- Records for processing -

# # #

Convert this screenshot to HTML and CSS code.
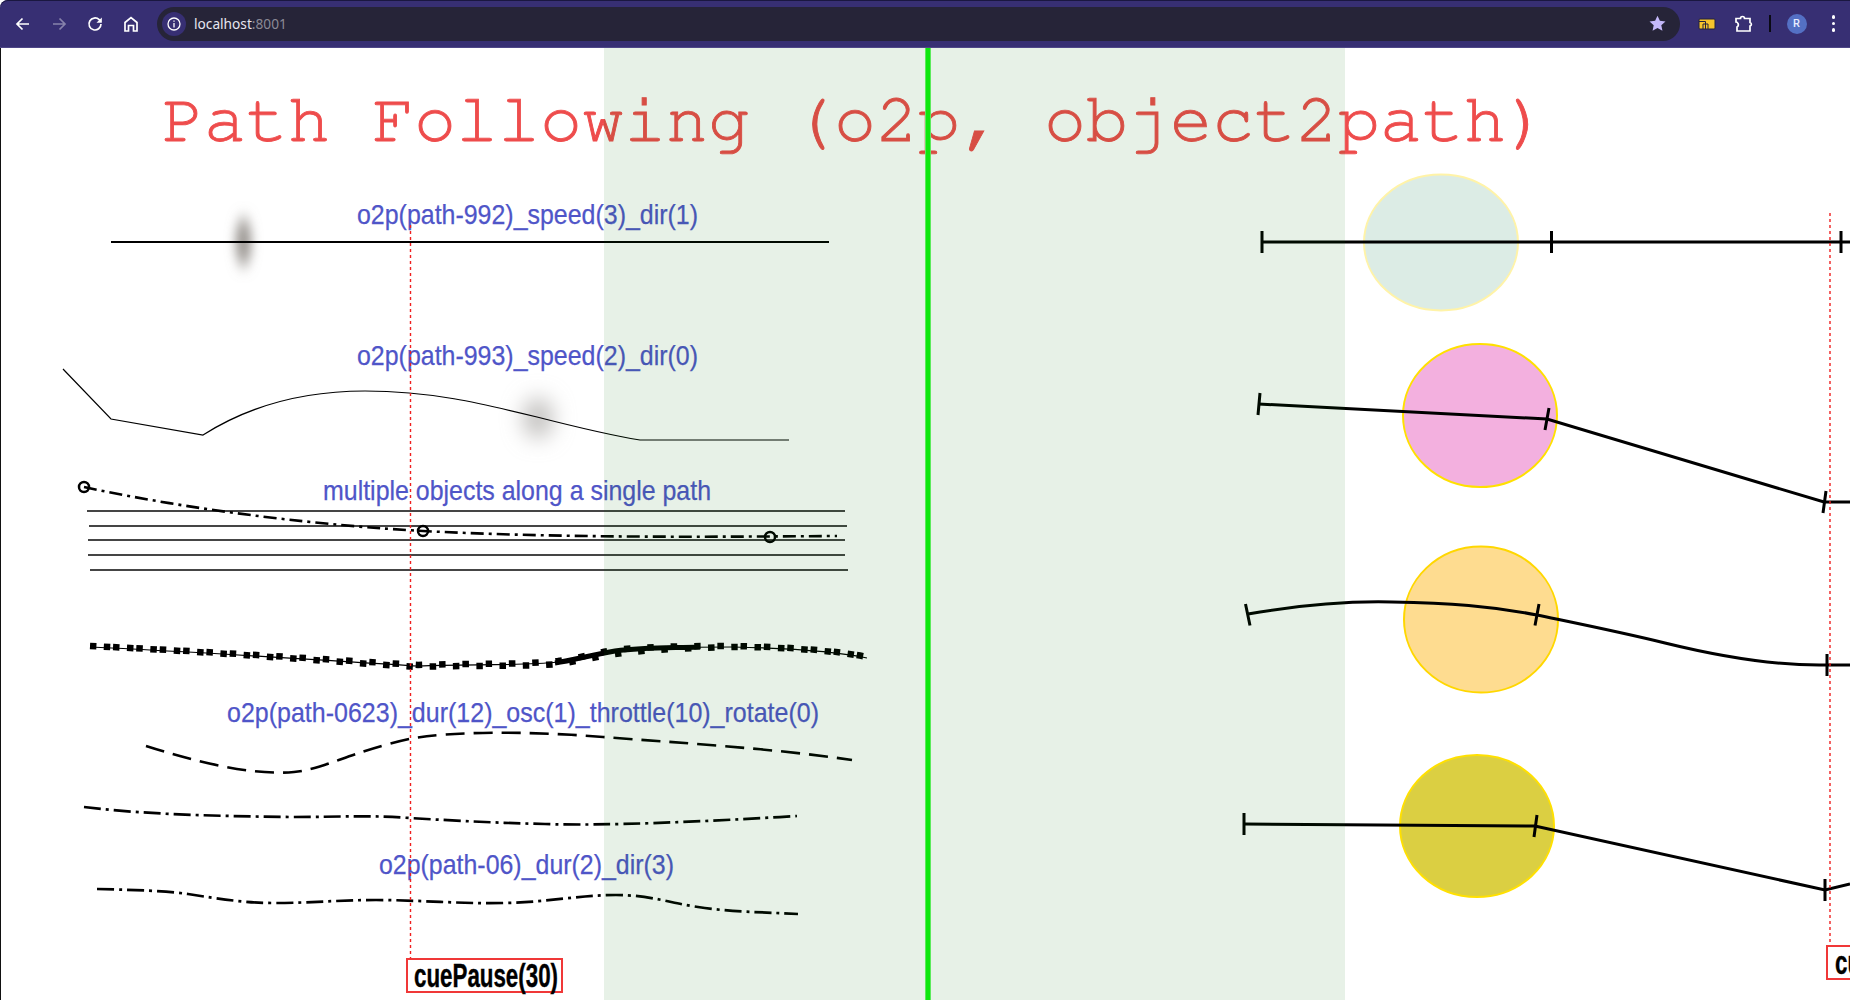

# # #

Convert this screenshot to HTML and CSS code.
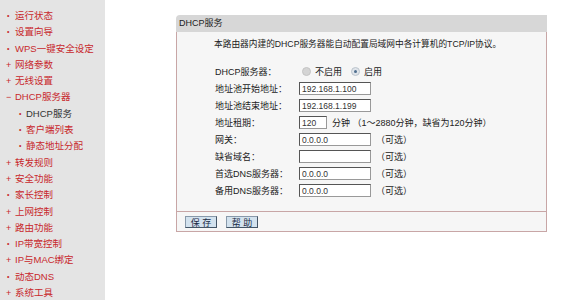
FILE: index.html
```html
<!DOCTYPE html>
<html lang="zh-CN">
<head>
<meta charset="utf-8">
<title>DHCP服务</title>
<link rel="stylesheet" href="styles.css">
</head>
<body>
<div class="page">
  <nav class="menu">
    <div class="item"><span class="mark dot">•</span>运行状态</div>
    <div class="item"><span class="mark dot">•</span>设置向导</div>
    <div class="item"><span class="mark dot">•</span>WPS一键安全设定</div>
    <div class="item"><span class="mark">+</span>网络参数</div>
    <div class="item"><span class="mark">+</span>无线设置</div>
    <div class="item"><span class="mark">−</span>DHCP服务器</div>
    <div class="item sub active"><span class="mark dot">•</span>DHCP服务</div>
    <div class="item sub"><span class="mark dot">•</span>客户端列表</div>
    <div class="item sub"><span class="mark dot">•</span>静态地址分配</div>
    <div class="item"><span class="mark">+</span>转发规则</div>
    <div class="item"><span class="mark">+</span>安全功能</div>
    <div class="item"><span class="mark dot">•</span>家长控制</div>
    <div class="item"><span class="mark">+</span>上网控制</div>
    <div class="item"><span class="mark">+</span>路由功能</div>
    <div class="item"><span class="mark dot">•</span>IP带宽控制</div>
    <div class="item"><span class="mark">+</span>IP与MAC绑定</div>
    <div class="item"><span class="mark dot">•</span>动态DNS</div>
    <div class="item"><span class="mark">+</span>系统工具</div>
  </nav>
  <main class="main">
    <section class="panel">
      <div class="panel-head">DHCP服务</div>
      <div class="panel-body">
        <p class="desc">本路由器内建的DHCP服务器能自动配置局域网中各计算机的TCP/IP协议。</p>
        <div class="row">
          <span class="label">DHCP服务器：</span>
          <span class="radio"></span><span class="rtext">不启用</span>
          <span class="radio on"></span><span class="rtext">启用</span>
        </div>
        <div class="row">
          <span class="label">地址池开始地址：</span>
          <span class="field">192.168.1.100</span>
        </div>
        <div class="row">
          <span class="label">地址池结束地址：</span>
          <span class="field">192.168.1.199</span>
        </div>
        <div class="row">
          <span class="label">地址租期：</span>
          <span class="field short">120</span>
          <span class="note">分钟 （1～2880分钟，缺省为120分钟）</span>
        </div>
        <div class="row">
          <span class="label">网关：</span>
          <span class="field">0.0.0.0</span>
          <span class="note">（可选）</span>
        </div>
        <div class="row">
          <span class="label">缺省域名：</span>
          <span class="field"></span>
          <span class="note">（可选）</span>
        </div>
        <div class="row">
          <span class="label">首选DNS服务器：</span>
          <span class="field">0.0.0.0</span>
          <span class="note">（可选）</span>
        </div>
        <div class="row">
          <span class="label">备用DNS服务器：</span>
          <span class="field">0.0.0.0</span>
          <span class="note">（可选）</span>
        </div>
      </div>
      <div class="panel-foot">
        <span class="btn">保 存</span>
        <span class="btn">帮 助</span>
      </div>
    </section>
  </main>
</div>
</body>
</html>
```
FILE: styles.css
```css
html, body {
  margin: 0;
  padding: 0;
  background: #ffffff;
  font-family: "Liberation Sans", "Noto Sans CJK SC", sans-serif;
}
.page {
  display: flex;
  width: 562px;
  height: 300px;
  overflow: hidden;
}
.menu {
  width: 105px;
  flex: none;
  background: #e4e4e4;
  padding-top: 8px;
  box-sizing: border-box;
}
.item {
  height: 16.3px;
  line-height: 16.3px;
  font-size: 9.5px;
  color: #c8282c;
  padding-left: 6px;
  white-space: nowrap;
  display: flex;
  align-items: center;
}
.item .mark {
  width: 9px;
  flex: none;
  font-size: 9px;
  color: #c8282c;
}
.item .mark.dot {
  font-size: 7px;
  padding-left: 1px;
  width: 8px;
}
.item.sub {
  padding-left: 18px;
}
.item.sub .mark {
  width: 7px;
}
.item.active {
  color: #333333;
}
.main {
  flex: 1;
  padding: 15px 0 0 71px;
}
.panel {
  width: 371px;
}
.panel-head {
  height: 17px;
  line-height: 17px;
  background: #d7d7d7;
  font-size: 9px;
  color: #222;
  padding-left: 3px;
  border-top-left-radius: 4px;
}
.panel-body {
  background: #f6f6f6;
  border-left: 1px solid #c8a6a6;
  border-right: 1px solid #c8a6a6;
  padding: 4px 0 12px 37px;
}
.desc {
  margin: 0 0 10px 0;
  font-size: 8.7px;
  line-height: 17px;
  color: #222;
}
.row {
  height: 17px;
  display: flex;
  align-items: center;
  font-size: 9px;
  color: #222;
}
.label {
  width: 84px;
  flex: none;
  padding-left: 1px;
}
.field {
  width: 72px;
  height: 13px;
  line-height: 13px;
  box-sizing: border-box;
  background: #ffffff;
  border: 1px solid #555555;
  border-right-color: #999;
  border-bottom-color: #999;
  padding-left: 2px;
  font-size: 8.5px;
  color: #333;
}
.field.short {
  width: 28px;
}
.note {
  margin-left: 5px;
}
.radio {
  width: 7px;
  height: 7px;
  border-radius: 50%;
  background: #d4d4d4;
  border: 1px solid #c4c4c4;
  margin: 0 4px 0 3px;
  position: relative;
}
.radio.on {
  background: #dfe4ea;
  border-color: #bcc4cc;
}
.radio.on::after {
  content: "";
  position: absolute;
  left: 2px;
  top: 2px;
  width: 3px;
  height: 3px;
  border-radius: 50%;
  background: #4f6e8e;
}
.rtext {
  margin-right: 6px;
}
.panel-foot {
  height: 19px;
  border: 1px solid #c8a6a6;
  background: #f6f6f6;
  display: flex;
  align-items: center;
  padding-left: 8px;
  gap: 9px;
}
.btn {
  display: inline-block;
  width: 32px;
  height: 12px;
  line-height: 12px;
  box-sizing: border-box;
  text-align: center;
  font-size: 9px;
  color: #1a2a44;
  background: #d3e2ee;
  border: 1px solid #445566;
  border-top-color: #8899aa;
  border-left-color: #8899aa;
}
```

# # #

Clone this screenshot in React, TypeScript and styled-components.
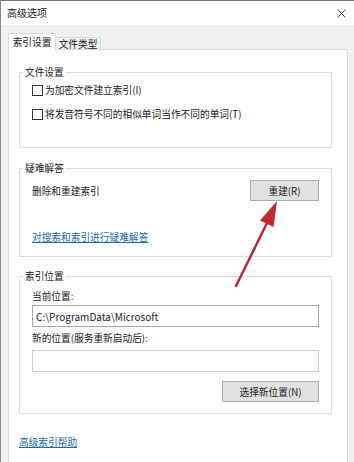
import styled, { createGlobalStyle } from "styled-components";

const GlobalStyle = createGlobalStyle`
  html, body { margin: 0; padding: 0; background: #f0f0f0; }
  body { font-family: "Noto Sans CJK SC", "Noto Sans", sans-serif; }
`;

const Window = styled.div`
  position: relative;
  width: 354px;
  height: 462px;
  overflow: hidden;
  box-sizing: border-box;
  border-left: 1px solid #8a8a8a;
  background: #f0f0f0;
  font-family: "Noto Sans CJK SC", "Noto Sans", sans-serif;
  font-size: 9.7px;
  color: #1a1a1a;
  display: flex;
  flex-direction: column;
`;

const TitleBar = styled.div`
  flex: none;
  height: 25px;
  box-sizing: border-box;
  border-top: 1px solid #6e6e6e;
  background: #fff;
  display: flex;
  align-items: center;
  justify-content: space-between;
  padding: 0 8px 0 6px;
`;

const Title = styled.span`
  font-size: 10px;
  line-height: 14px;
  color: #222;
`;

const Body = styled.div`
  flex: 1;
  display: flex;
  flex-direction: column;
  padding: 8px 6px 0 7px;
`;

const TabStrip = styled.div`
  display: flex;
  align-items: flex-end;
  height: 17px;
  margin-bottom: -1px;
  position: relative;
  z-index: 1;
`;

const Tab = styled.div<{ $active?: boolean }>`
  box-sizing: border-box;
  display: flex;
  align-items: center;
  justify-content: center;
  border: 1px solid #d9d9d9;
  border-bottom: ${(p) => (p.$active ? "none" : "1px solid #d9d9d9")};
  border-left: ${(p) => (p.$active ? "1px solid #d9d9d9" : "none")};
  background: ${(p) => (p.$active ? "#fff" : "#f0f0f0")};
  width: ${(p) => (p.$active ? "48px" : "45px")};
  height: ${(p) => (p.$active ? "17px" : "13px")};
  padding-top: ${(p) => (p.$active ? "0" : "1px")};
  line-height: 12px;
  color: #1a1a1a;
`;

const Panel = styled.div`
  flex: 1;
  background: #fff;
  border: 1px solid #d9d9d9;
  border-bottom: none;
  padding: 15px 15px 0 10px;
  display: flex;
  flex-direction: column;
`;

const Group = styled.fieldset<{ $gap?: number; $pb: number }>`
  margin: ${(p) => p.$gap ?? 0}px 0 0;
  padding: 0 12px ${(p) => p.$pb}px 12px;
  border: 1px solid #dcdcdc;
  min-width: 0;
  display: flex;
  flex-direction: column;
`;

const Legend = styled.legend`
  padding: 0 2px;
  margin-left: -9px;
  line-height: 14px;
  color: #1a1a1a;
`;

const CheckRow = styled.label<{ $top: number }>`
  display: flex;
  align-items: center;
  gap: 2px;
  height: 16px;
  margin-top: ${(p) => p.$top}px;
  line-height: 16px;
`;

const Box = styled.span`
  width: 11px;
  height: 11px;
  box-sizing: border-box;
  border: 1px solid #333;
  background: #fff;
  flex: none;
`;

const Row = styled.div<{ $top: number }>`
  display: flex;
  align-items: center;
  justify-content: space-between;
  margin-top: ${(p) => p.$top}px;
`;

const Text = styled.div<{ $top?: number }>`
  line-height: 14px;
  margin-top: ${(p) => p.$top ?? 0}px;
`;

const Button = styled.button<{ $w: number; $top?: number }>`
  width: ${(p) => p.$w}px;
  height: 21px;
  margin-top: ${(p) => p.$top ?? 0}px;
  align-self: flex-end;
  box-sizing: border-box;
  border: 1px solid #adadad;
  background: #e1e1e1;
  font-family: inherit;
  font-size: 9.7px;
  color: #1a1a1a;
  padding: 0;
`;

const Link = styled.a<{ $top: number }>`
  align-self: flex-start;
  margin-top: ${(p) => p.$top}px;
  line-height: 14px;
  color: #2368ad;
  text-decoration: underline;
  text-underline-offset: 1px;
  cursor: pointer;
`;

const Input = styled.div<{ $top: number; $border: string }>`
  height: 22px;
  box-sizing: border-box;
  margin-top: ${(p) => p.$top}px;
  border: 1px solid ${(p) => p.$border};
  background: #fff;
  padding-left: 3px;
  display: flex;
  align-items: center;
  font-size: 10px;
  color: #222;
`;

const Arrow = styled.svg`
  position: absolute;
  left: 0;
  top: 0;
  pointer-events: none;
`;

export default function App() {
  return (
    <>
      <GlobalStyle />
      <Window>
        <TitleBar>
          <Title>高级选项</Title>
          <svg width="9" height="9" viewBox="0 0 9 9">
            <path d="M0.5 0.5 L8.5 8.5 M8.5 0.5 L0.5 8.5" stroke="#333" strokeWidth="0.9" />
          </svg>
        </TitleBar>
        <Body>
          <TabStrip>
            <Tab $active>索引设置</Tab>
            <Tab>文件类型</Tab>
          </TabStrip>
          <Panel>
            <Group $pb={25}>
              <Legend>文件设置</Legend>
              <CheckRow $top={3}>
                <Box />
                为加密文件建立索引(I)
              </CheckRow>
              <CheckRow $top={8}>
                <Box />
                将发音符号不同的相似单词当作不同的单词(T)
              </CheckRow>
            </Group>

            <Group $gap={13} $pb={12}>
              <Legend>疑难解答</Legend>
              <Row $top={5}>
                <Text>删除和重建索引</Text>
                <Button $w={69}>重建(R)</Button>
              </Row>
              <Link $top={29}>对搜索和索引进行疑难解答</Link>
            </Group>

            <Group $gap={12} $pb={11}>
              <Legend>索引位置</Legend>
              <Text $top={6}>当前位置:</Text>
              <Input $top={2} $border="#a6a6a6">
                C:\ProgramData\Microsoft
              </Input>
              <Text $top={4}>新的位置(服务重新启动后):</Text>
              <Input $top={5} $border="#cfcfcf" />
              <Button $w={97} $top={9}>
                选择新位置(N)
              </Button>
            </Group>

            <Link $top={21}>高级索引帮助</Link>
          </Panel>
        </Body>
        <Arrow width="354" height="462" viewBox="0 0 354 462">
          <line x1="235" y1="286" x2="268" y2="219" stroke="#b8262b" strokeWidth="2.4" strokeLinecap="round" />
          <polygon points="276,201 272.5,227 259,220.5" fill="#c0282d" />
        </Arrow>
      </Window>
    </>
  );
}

# # #

- Problem requirements -
In the records above, locate the lines holding the word "components". Copy each of them.

- Right answer -
Clone this screenshot in React, TypeScript and styled-components.
import styled, { createGlobalStyle } from "styled-components";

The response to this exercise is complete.